About the series
Abstract: Soon after you tell your doctor about your intimate medical problems, data detailing your condition is sold commercially to companies that have nothing to do with your treatment or billing. The electronic medical record company may sell the notes about your embarrassing problem the physician logs into the computer. The lab performing the blood test sells a copy of the results. The pharmacy receives money for sharing the details of your medication, as does the insurer covering the cost of your treatment. Some say the trade may lead to big data scientific breakthroughs, others fear massive privacy violations.
Bio: Adam Tanner is a leading expert on the business of personal data and privacy. He is the author of Our Bodies, Our Data: How Companies Make Billions Selling Our Medical Records (2017) and What Stays in Vegas: The World of Personal Data - Lifeblood of Big Business - and the End of Privacy as We Know It. He is an associate at Institute for Quantitative Social Science at Harvard University, where he has been a fellow, writer and associate since 2011.

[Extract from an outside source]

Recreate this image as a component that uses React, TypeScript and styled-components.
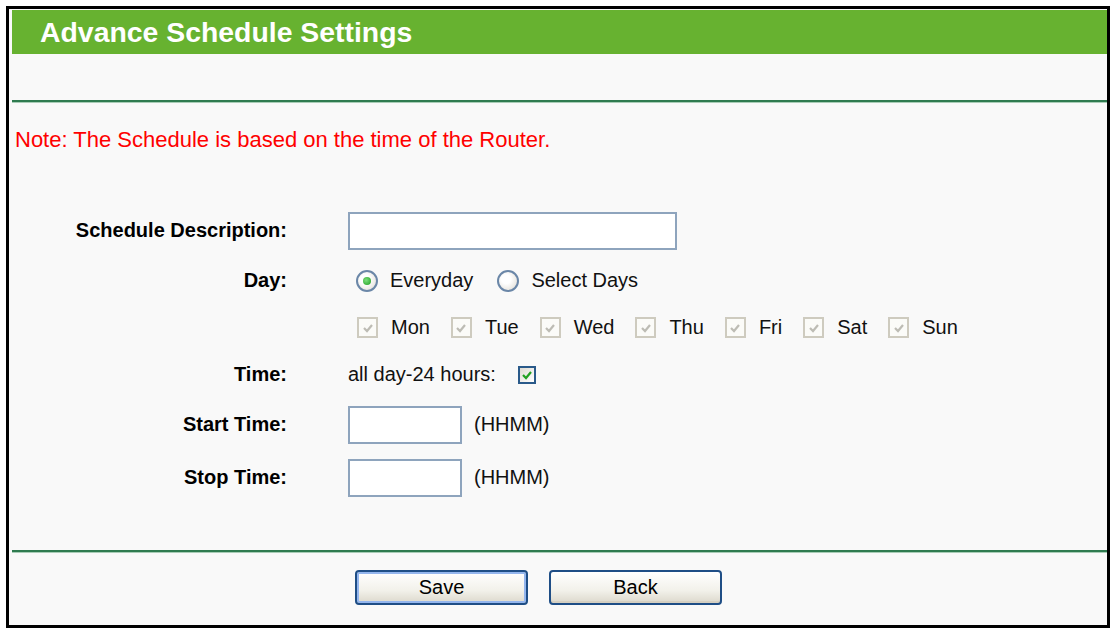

He served as a Reuters news agency correspondent from 1995-2011, including as bureau chief for the Balkans (2008-2011), San Francisco bureau chief (2003-2008), and correspondent in Berlin, Moscow and Washington D.C. I have appeared on CNN, Bloomberg TV, MSNBC, CNBC, NPR, the BBC and VOA, written for magazines includingScientific American, Forbes, Fortune. MIT Technology Review and Slate, and lectured across the United States and in many countries of South America, Asia, Africa, Europe and in Australia.